Anonymous ID: cc291c Aug. 24, 2020, 2:03 p.m. No.10405138   🗄️.is 🔗kun

It sounded like summer camp. "You're going on vacation to the desert to meet other girls and eat sweet food," Tijanniya Mint Tijani's mother told her. Tijanniya was excited. "She said that by the time I returned home, I'd be a beautiful woman."

 

Ten days later, Tijanniya, 14, a sporty student from the town of Atar in the West African country of Mauritania, is eating breakfast with five other girls, ages 7 to 12, in a cramped sandstone hut deep in the Sahara Desert. Her stomach is already bloated from huge quantities of goat's milk and oily couscous, but the meal is not over. The next course is a pint of pounded millet mixed with water.

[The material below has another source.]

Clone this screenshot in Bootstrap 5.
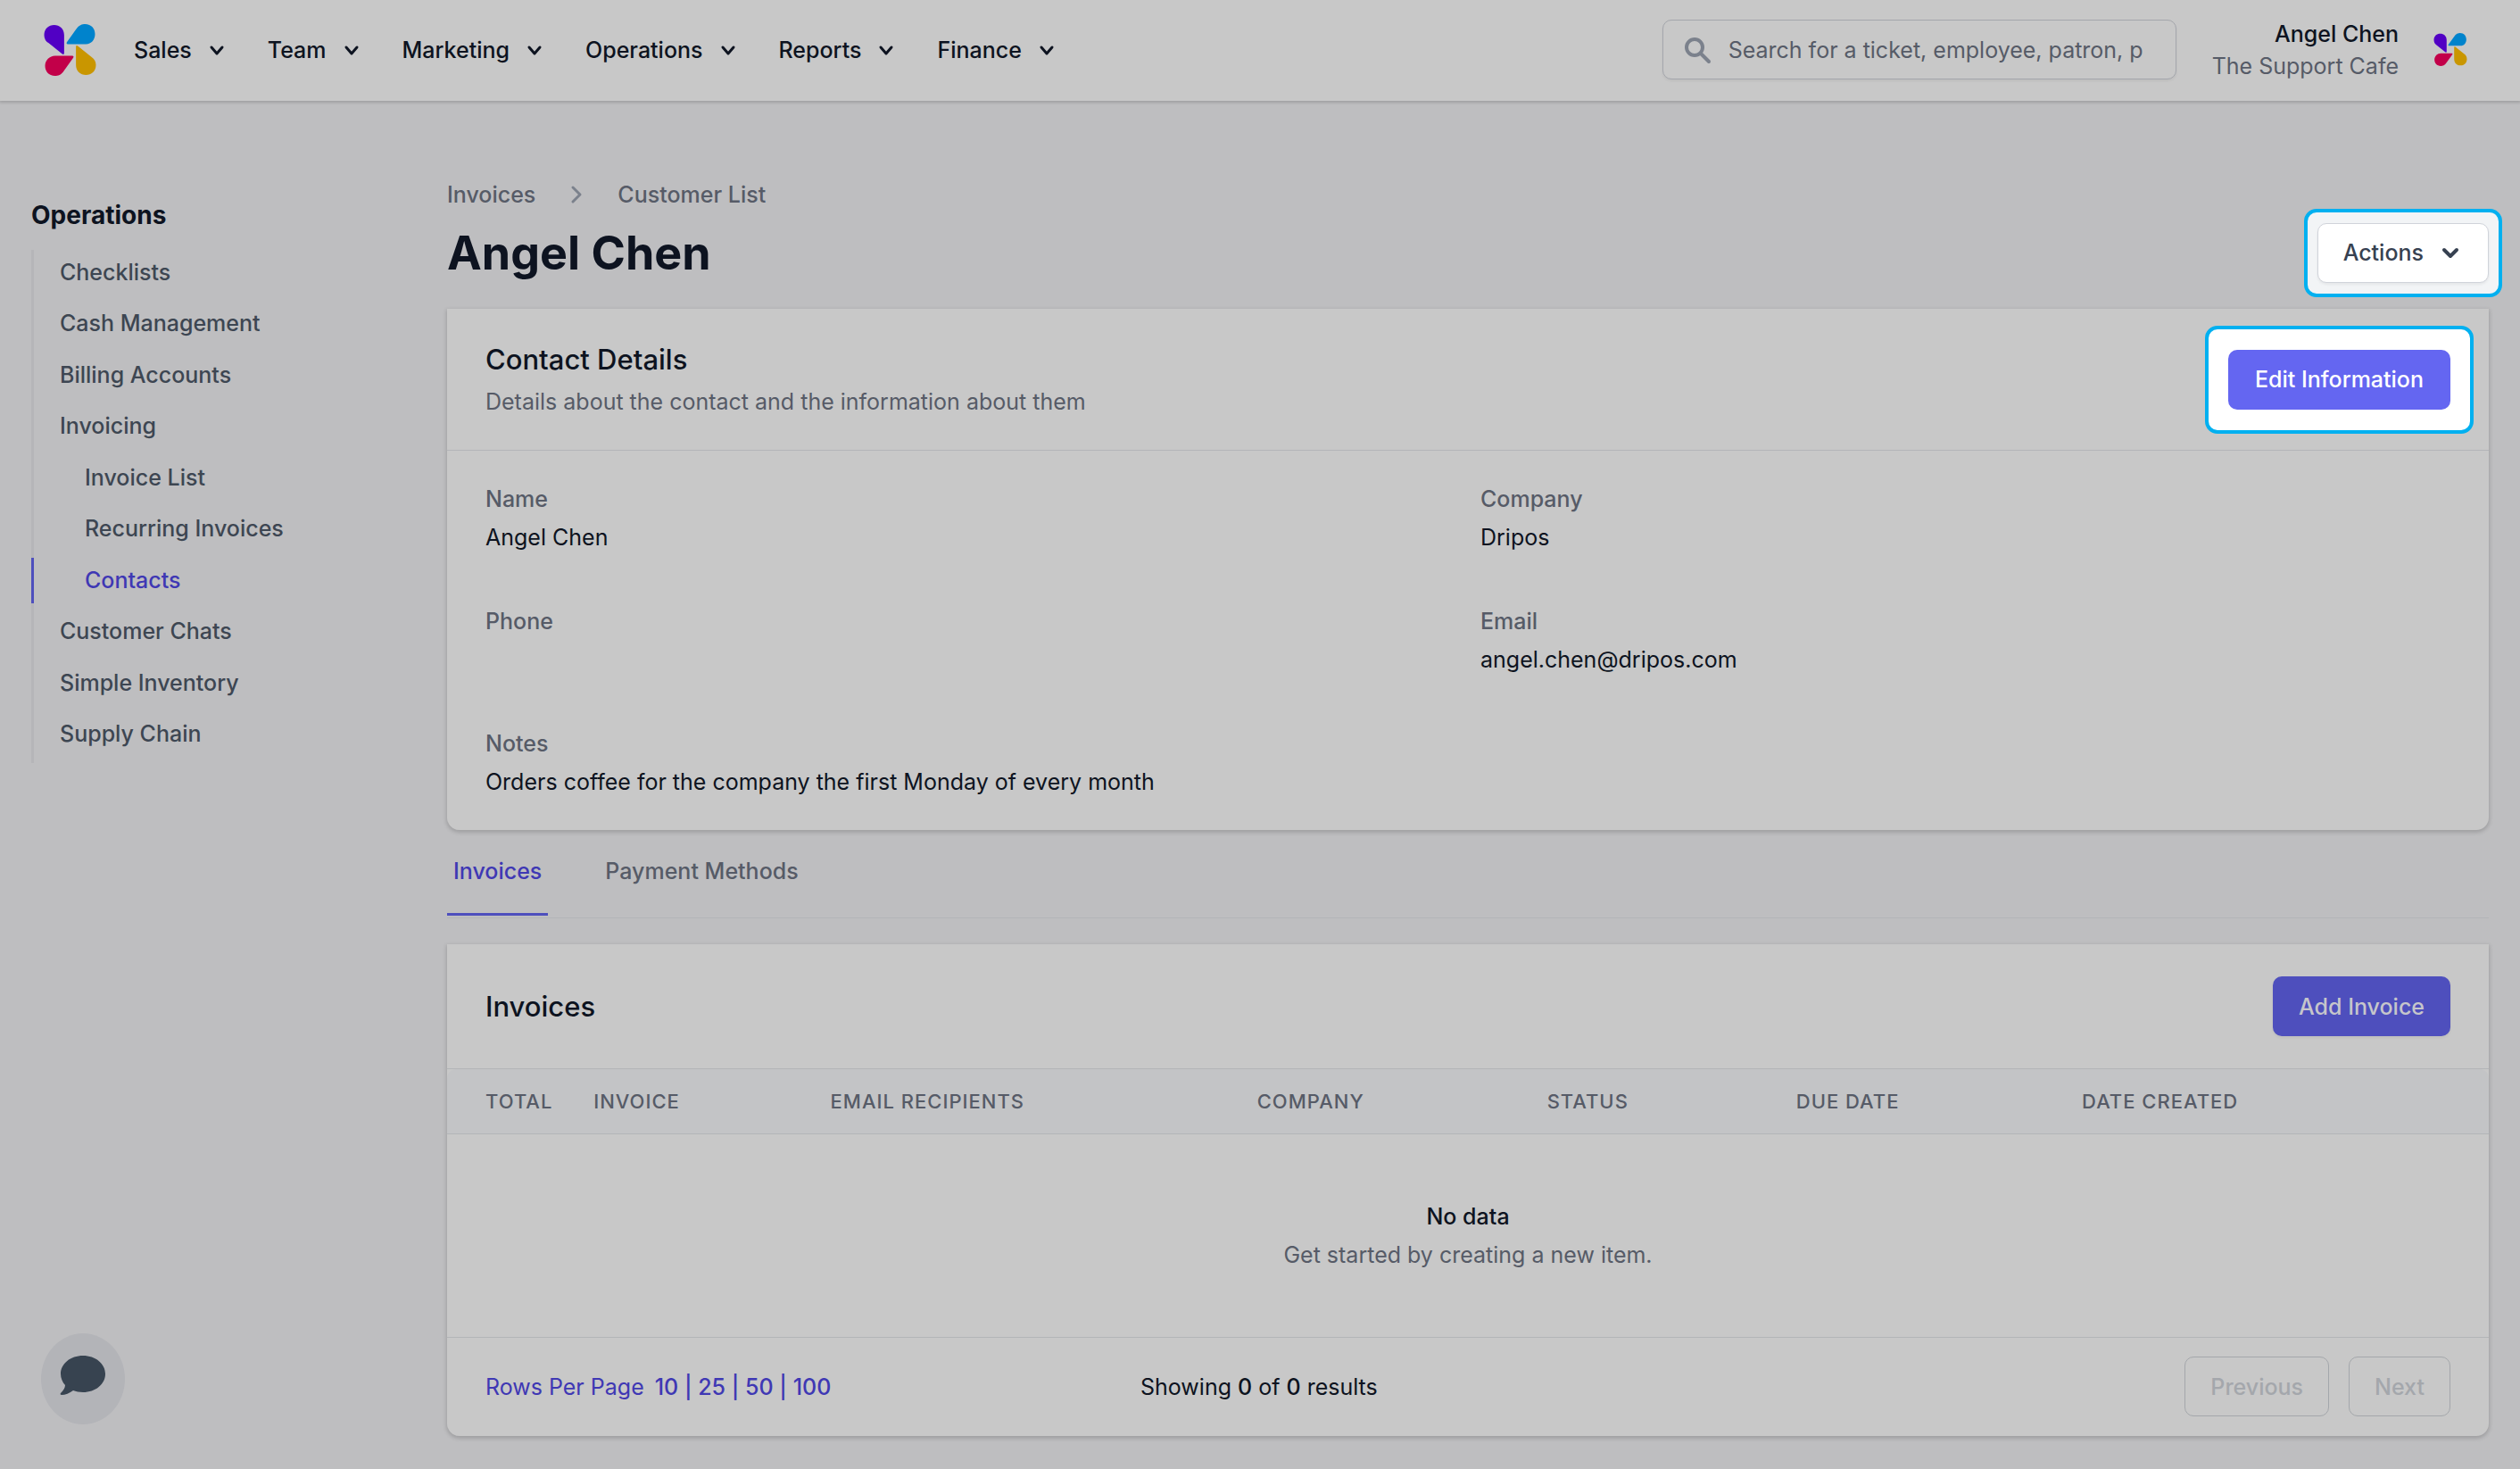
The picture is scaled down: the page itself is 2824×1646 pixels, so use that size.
<!DOCTYPE html>
<html lang="en">
<head>
<meta charset="utf-8">
<meta name="viewport" content="width=device-width, initial-scale=1">
<title>Angel Chen – Contacts</title>
<link href="https://cdn.jsdelivr.net/npm/bootstrap@5.3.0/dist/css/bootstrap.min.css" rel="stylesheet">
<style>
:root{--ink:#0d1320;--slate:#3d4652;--muted:#565b67;--brand:#3f38b4;--accent:#4e4fbd;--surface:#c8c8c8;--line:#b3b5b8;--pad:43px}
body{font-family:Inter,"Liberation Sans",sans-serif;font-size:25px;line-height:36px;color:var(--ink);background:#bebec0}
a{color:inherit;text-decoration:none}
.topbar{background:var(--surface);height:113px;padding:0 59px 2px 49px;box-shadow:0 1px 3px 1px rgba(0,0,0,.16);position:relative}
.mainmenu{gap:43px;margin-left:42px}
.menu-btn{background:none;border:0;padding:0;color:var(--ink);font-weight:500;display:flex;align-items:center;gap:14px}
.chev{width:28px;height:28px;fill:none;stroke:currentColor;stroke-width:3;stroke-linecap:round;stroke-linejoin:round}
.searchbox{width:576px}
.searchbox svg{position:absolute;left:24px;top:18px;width:32px;height:32px;pointer-events:none}
.searchbox .form-control{height:67px;background:var(--surface);border:1px solid #a4a6ac;border-radius:10px;font-size:25px;padding:0 8px 0 73px;box-shadow:0 2px 3px rgba(0,0,0,.05)}
.searchbox .form-control::placeholder{color:var(--muted);opacity:1}
.account{margin:0 39px 0 40px}
.fw-500{font-weight:500}
.text-soft{color:var(--muted)}
.sidebar{width:466px;flex:none;padding-top:53px}
.sidebar h2{font-size:28px;line-height:36px;font-weight:700;margin:0 0 21px}
.rail{border-left:3px solid #b5b5b8;margin:0;padding:0;list-style:none;display:flow-root}
.rail li{margin-bottom:6px}
.rail li:nth-child(even){margin-bottom:7px}
.rail a{display:block;line-height:51px;padding-left:29px;margin-left:-3px;border-left:3px solid transparent;color:var(--slate);font-weight:500}
.rail a.sub{padding-left:57px}
.rail a.active{border-color:var(--accent);color:var(--brand)}
.page{padding:57px 35px 36px}
.content{min-width:0;padding-top:30px}
.crumbs{gap:34px;line-height:36px}
h1{font-size:52px;line-height:64px;font-weight:700;margin:0;padding-top:2px}
.titlebar{margin:14px 0 30px;height:66px}
.panel{background:var(--surface);border-radius:0 0 14px 14px;box-shadow:0 2px 4px 1px rgba(0,0,0,.16)}
.panel-head{padding:36px var(--pad);border-bottom:1px solid var(--line)}
.panel-title{font-size:31px;line-height:42px;font-weight:500;margin:0}
.ui-btn{height:67px;border-radius:10px;font-size:25px;line-height:36px;font-weight:500;padding:0 28px;border:1px solid transparent;display:inline-flex;align-items:center}
.ui-edit{background:#6466f1;color:#fff;padding:0 29px}
.ui-add{background:var(--accent);color:#c6c6cb;box-shadow:0 2px 3px rgba(0,0,0,.05)}
.ui-light{background:#fff;border-color:#d0d3da;color:#374151;gap:16px;box-shadow:0 2px 3px rgba(0,0,0,.06)}
.ui-off,.ui-off:disabled{background:none;border-color:#a4a7ab;color:#a4a7ac;opacity:1}
.spot{position:relative;isolation:isolate}
.spot::before{content:"";position:absolute;inset:-27px -26px;border:4px solid #00b0f0;border-radius:14px;background:#fff;z-index:-1}
.spot-sm::before{inset:-16px -15px;background:#f2f4f6}
.fields{display:grid;grid-template-columns:1fr 1fr;gap:58px 28px;padding:36px var(--pad);margin:0}
.fields dt{font-weight:500;color:var(--muted)}
.fields dd{margin:7px 0 0;min-height:36px}
.tabset{margin-top:28px;padding-bottom:2px;gap:57px;border-bottom:1px solid var(--line);margin-bottom:29px}
.tabset a{padding:0 7px 29px;border-bottom:3px solid transparent;font-weight:500;color:var(--muted)}
.tabset a.active{color:var(--brand);border-color:var(--accent)}
.grid-table{width:100%;table-layout:fixed;border-collapse:separate;border-spacing:0}
.grid-table th{font-size:22px;line-height:28px;letter-spacing:1px;font-weight:500;color:var(--muted);background:#c3c4c6;padding:22px 0 22px 20px;border-bottom:1px solid var(--line);text-transform:uppercase;white-space:nowrap}
.grid-table th:first-child{padding-left:var(--pad);border-top-left-radius:10px}
.grid-table th:last-child{border-top-right-radius:10px}
.grid-table td{padding:74px 0;text-align:center;border-bottom:1px solid var(--line)}
.grid-table p{margin:0 0 7px}
.pager{padding:21px var(--pad) 22px}
.pager .row{--bs-gutter-x:0}
.pager .btn-pair{gap:22px}
.rows-link{color:var(--brand);gap:12px}
.chat-btn{position:fixed;left:46px;bottom:50px;width:94px;height:102px;border-radius:50%;border:0;background:#b3b4b8;padding:0 0 6px}
</style>
</head>
<body>
<svg width="0" height="0" class="position-absolute" aria-hidden="true">
  <symbol id="petals" viewBox="0 0 57 57">
    <path fill="#5100c4" d="M0 12C0 5 5 1 11 1s11 4 11 11v20q0 2-2 1L5 21Q0 18 0 12Z"/>
    <path fill="#0083cc" d="M35 6C38 1 42 0 45 0c7 0 11 5 11 11s-4 11-10 11H26q-2 0-1-2Z"/>
    <path fill="#c20049" d="M12 35h19q2 0 1 2L22 51c-3 5-7 6-10 6C5 57 1 52 1 46s5-11 11-11Z"/>
    <path fill="#c99600" d="M35 45V25q0-2 2-1l15 12c3 2 5 5 5 9 0 7-5 11-11 11s-11-4-11-11Z"/>
  </symbol>
  <symbol id="down" viewBox="0 0 28 28"><path d="m8 11 6 7 6-7"/></symbol>
</svg>

<header class="topbar d-flex align-items-center">
  <a href="#" aria-label="Home" class="d-flex"><svg width="59" height="58"><use href="#petals"/></svg></a>
  <nav class="mainmenu d-flex" aria-label="Main">
    <button class="menu-btn">Sales <svg class="chev"><use href="#down"/></svg></button>
    <button class="menu-btn">Team <svg class="chev"><use href="#down"/></svg></button>
    <button class="menu-btn">Marketing <svg class="chev"><use href="#down"/></svg></button>
    <button class="menu-btn">Operations <svg class="chev"><use href="#down"/></svg></button>
    <button class="menu-btn">Reports <svg class="chev"><use href="#down"/></svg></button>
    <button class="menu-btn">Finance <svg class="chev"><use href="#down"/></svg></button>
  </nav>
  <div class="searchbox position-relative ms-auto">
    <svg viewBox="0 0 32 32" fill="none" stroke="#7b818c" stroke-width="4" stroke-linecap="round" aria-hidden="true"><circle cx="12" cy="13" r="9"/><path d="m19 20 9 9"/></svg>
    <input type="text" class="form-control" aria-label="Search" placeholder="Search for a ticket, employee, patron, p">
  </div>
  <div class="account text-end">
    <div class="fw-500">Angel Chen</div>
    <div class="text-soft">The Support Cafe</div>
  </div>
  <a href="#" aria-label="Account" class="d-flex"><svg width="38" height="37"><use href="#petals"/></svg></a>
</header>

<div class="page d-flex">
  <aside class="sidebar">
    <h2>Operations</h2>
    <ul class="rail">
      <li><a href="#">Checklists</a></li>
      <li><a href="#">Cash Management</a></li>
      <li><a href="#">Billing Accounts</a></li>
      <li><a href="#">Invoicing</a></li>
      <li><a href="#" class="sub">Invoice List</a></li>
      <li><a href="#" class="sub">Recurring Invoices</a></li>
      <li><a href="#" class="sub active" aria-current="page">Contacts</a></li>
      <li><a href="#">Customer Chats</a></li>
      <li><a href="#">Simple Inventory</a></li>
      <li><a href="#">Supply Chain</a></li>
    </ul>
  </aside>

  <main class="content flex-grow-1">
    <nav class="crumbs d-flex align-items-center text-soft fw-500" aria-label="Breadcrumb">
      <a href="#">Invoices</a>
      <svg width="24" height="24" viewBox="0 0 24 24" fill="none" stroke="#7b818c" stroke-width="3" stroke-linecap="round" stroke-linejoin="round" aria-hidden="true"><path d="m8 4 8 8-8 8"/></svg>
      <a href="#">Customer List</a>
    </nav>
    <div class="titlebar d-flex justify-content-between align-items-center">
      <h1>Angel Chen</h1>
      <div class="spot spot-sm d-flex"><button class="ui-btn ui-light">Actions <svg class="chev" viewBox="0 0 28 28"><path stroke-width="4" d="m7 11 7 7 7-7"/></svg></button></div>
    </div>

    <section class="panel">
      <div class="panel-head d-flex justify-content-between align-items-center">
        <div>
          <h3 class="panel-title mb-2">Contact Details</h3>
          <p class="m-0 text-soft">Details about the contact and the information about them</p>
        </div>
        <div class="spot d-flex"><button class="ui-btn ui-edit">Edit Information</button></div>
      </div>
      <dl class="fields">
        <div><dt>Name</dt><dd>Angel Chen</dd></div>
        <div><dt>Company</dt><dd>Dripos</dd></div>
        <div><dt>Phone</dt><dd></dd></div>
        <div><dt>Email</dt><dd>angel.chen@dripos.com</dd></div>
        <div><dt>Notes</dt><dd>Orders coffee for the company the first Monday of every month</dd></div>
      </dl>
    </section>

    <nav class="tabset d-flex" aria-label="Contact sections">
      <a href="#" class="active">Invoices</a>
      <a href="#">Payment Methods</a>
    </nav>

    <section class="panel">
      <div class="panel-head d-flex justify-content-between align-items-center">
        <h3 class="panel-title">Invoices</h3>
        <button class="ui-btn ui-add">Add Invoice</button>
      </div>
      <table class="grid-table">
        <colgroup><col style="width:6.3%"><col style="width:11.6%"><col style="width:20.9%"><col style="width:14.2%"><col style="width:12.2%"><col style="width:14%"><col></colgroup>
        <thead><tr><th scope="col">Total</th><th scope="col">Invoice</th><th scope="col">Email Recipients</th><th scope="col">Company</th><th scope="col">Status</th><th scope="col">Due Date</th><th scope="col">Date Created</th></tr></thead>
        <tbody><tr><td colspan="7"><p class="fw-500">No data</p><div class="text-soft">Get started by creating a new item.</div></td></tr></tbody>
      </table>
      <div class="pager">
        <div class="row align-items-center">
          <div class="col-4 rows-link d-flex"><span>Rows Per Page</span><span class="fw-500"><a href="#">10</a> | <a href="#">25</a> | <a href="#">50</a> | <a href="#">100</a></span></div>
          <div class="col-4">Showing <span class="fw-500">0</span> of <span class="fw-500">0</span> results</div>
          <div class="col-4 btn-pair d-flex justify-content-end"><button class="ui-btn ui-off" disabled>Previous</button><button class="ui-btn ui-off" disabled>Next</button></div>
        </div>
      </div>
    </section>
  </main>
</div>

<button class="chat-btn" aria-label="Open chat"><svg width="52" height="46" viewBox="0 0 52 46"><path fill="#374350" d="M26 0c14 0 25 9 25 20.500S40 41 26 41c-4 0-8-1-11-2-4 3-9 5-13 5-1 0-2-1-1-2 3-3 5-6 5-9C3 30 1 25 1 20.500 1 9 12 0 26 0Z"/></svg></button>
<script src="https://cdn.jsdelivr.net/npm/bootstrap@5.3.0/dist/js/bootstrap.bundle.min.js"></script>
</body>
</html>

Tijanniya chokes down the thick gruel — she has no choice. An older woman dressed in pink robes threatens to beat her with a long cane if she refuses. Worse, if she throws up, the woman will make her eat her own vomit. Outside, a strong wind whips sand into strange, phantasmagoric shapes. The girls have been sent to this desolate spot near Atar to endure the practice of leblouh — intensive force-feeding. "The aim is to feed them until their bodies blow up like balloons," says Aminetou Mint Elhacen, 50, the woman wielding the cane.